Written task: Copy the data that follows exactly. Include no pictures.
--- start Raw data ---
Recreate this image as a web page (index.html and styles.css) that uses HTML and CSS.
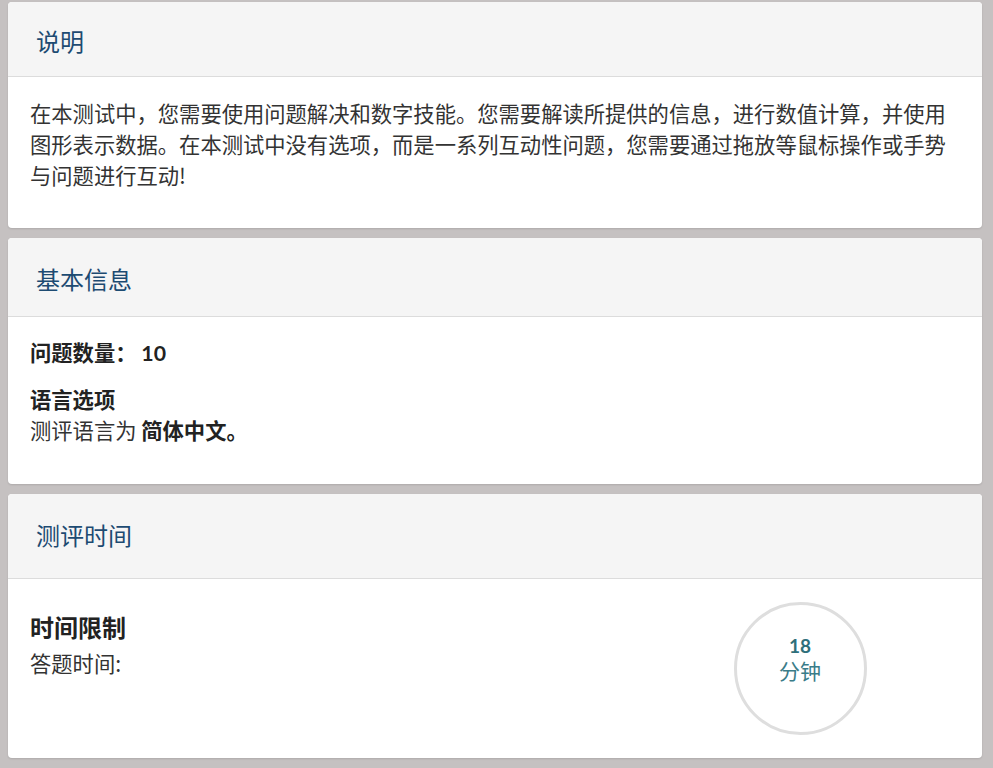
FILE: index.html
```html
<!DOCTYPE html>
<html lang="zh-CN">
<head>
<meta charset="utf-8">
<title>测评说明</title>
<link rel="stylesheet" href="styles.css">
</head>
<body>
<div class="page">
  <section class="card">
    <header class="card-head head-1"><h2 class="card-title">说明</h2></header>
    <div class="card-body body-1">
      <p class="para">在本测试中，您需要使用问题解决和数字技能。您需要解读所提供的信息，进行数值计算，并使用图形表示数据。在本测试中没有选项，而是一系列互动性问题，您需要通过拖放等鼠标操作或手势与问题进行互动!</p>
    </div>
  </section>

  <section class="card">
    <header class="card-head head-2"><h2 class="card-title">基本信息</h2></header>
    <div class="card-body body-2">
      <p class="line strong">问题数量： <span class="num">10</span></p>
      <p class="line strong gap-top">语言选项</p>
      <p class="line">测评语言为 <b class="strong">简体中文。</b></p>
    </div>
  </section>

  <section class="card">
    <header class="card-head head-3"><h2 class="card-title">测评时间</h2></header>
    <div class="card-body body-3">
      <div class="time-info">
        <p class="time-title">时间限制</p>
        <p class="line">答题时间:</p>
      </div>
      <div class="time-col">
        <div class="timer">
          <span class="timer-num">18</span>
          <span class="timer-unit">分钟</span>
        </div>
      </div>
    </div>
  </section>
</div>
</body>
</html>
```

FILE: styles.css
```css
* { box-sizing: border-box; }
html, body {
  margin: 0;
  padding: 0;
  background: #c5c1c1;
}
body {
  font-family: "Noto Sans CJK SC", "Noto Sans", sans-serif;
  color: #333;
}
p, h2 { margin: 0; }

.page {
  display: flex;
  flex-direction: column;
  gap: 10px;
  padding: 2px 11px 10px 8px;
}

.card {
  background: #fff;
  border-radius: 4px;
  box-shadow: 0 1px 2px rgba(0,0,0,0.12);
  overflow: hidden;
}

.card-head {
  background: #f5f5f5;
  border-bottom: 1px solid #dcdcdc;
  display: flex;
  align-items: center;
  padding: 0 28px;
}
.head-1 { height: 75px; padding-top: 3px; }
.head-2 { height: 79px; padding-top: 3px; }
.head-3 { height: 85px; padding-bottom: 2px; }

.card-title {
  font-size: 24px;
  font-weight: 400;
  color: #1d4b72;
  line-height: 30px;
}

.card-body {
  padding: 0 22px;
}
.body-1 { padding-top: 20px; padding-bottom: 38px; }
.body-2 { padding-top: 19px; padding-bottom: 39px; }
.body-3 {
  display: grid;
  grid-template-columns: 1fr 320px;
  padding-top: 23px;
  padding-bottom: 23px;
}

.para, .line {
  font-size: 21.3px;
  line-height: 31px;
  color: #333;
}
.strong {
  font-weight: 700;
  color: #222;
}
.num {
  font-family: Lato, "Noto Sans", sans-serif;
  font-weight: 700;
}
.gap-top { margin-top: 14px; }

.time-info {
  padding-top: 9px;
}
.time-title {
  font-size: 24px;
  line-height: 31px;
  font-weight: 700;
  color: #222;
  margin-bottom: 5px;
}

.time-col {
  display: flex;
  justify-content: center;
}
.timer {
  width: 133px;
  height: 133px;
  border: 3px solid #dedede;
  border-radius: 50%;
  display: flex;
  flex-direction: column;
  align-items: center;
  justify-content: center;
  padding-bottom: 20px;
  color: #3a7c88;
}
.timer-num {
  font-family: Lato, "Noto Sans", sans-serif;
  font-weight: 700;
  font-size: 19px;
  line-height: 22px;
  color: #2f6f7b;
}
.timer-unit {
  font-size: 21px;
  line-height: 26px;
}
```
--- end Raw data ---
Reply:
Recreate this image as a web page (index.html and styles.css) that uses HTML and CSS.
FILE: index.html
```html
<!DOCTYPE html>
<html lang="zh-CN">
<head>
<meta charset="utf-8">
<title>测评说明</title>
<link rel="stylesheet" href="styles.css">
</head>
<body>
<div class="page">
  <section class="card">
    <header class="card-head head-1"><h2 class="card-title">说明</h2></header>
    <div class="card-body body-1">
      <p class="para">在本测试中，您需要使用问题解决和数字技能。您需要解读所提供的信息，进行数值计算，并使用图形表示数据。在本测试中没有选项，而是一系列互动性问题，您需要通过拖放等鼠标操作或手势与问题进行互动!</p>
    </div>
  </section>

  <section class="card">
    <header class="card-head head-2"><h2 class="card-title">基本信息</h2></header>
    <div class="card-body body-2">
      <p class="line strong">问题数量： <span class="num">10</span></p>
      <p class="line strong gap-top">语言选项</p>
      <p class="line">测评语言为 <b class="strong">简体中文。</b></p>
    </div>
  </section>

  <section class="card">
    <header class="card-head head-3"><h2 class="card-title">测评时间</h2></header>
    <div class="card-body body-3">
      <div class="time-info">
        <p class="time-title">时间限制</p>
        <p class="line">答题时间:</p>
      </div>
      <div class="time-col">
        <div class="timer">
          <span class="timer-num">18</span>
          <span class="timer-unit">分钟</span>
        </div>
      </div>
    </div>
  </section>
</div>
</body>
</html>
```

FILE: styles.css
```css
* { box-sizing: border-box; }
html, body {
  margin: 0;
  padding: 0;
  background: #c5c1c1;
}
body {
  font-family: "Noto Sans CJK SC", "Noto Sans", sans-serif;
  color: #333;
}
p, h2 { margin: 0; }

.page {
  display: flex;
  flex-direction: column;
  gap: 10px;
  padding: 2px 11px 10px 8px;
}

.card {
  background: #fff;
  border-radius: 4px;
  box-shadow: 0 1px 2px rgba(0,0,0,0.12);
  overflow: hidden;
}

.card-head {
  background: #f5f5f5;
  border-bottom: 1px solid #dcdcdc;
  display: flex;
  align-items: center;
  padding: 0 28px;
}
.head-1 { height: 75px; padding-top: 3px; }
.head-2 { height: 79px; padding-top: 3px; }
.head-3 { height: 85px; padding-bottom: 2px; }

.card-title {
  font-size: 24px;
  font-weight: 400;
  color: #1d4b72;
  line-height: 30px;
}

.card-body {
  padding: 0 22px;
}
.body-1 { padding-top: 20px; padding-bottom: 38px; }
.body-2 { padding-top: 19px; padding-bottom: 39px; }
.body-3 {
  display: grid;
  grid-template-columns: 1fr 320px;
  padding-top: 23px;
  padding-bottom: 23px;
}

.para, .line {
  font-size: 21.3px;
  line-height: 31px;
  color: #333;
}
.strong {
  font-weight: 700;
  color: #222;
}
.num {
  font-family: Lato, "Noto Sans", sans-serif;
  font-weight: 700;
}
.gap-top { margin-top: 14px; }

.time-info {
  padding-top: 9px;
}
.time-title {
  font-size: 24px;
  line-height: 31px;
  font-weight: 700;
  color: #222;
  margin-bottom: 5px;
}

.time-col {
  display: flex;
  justify-content: center;
}
.timer {
  width: 133px;
  height: 133px;
  border: 3px solid #dedede;
  border-radius: 50%;
  display: flex;
  flex-direction: column;
  align-items: center;
  justify-content: center;
  padding-bottom: 20px;
  color: #3a7c88;
}
.timer-num {
  font-family: Lato, "Noto Sans", sans-serif;
  font-weight: 700;
  font-size: 19px;
  line-height: 22px;
  color: #2f6f7b;
}
.timer-unit {
  font-size: 21px;
  line-height: 26px;
}
```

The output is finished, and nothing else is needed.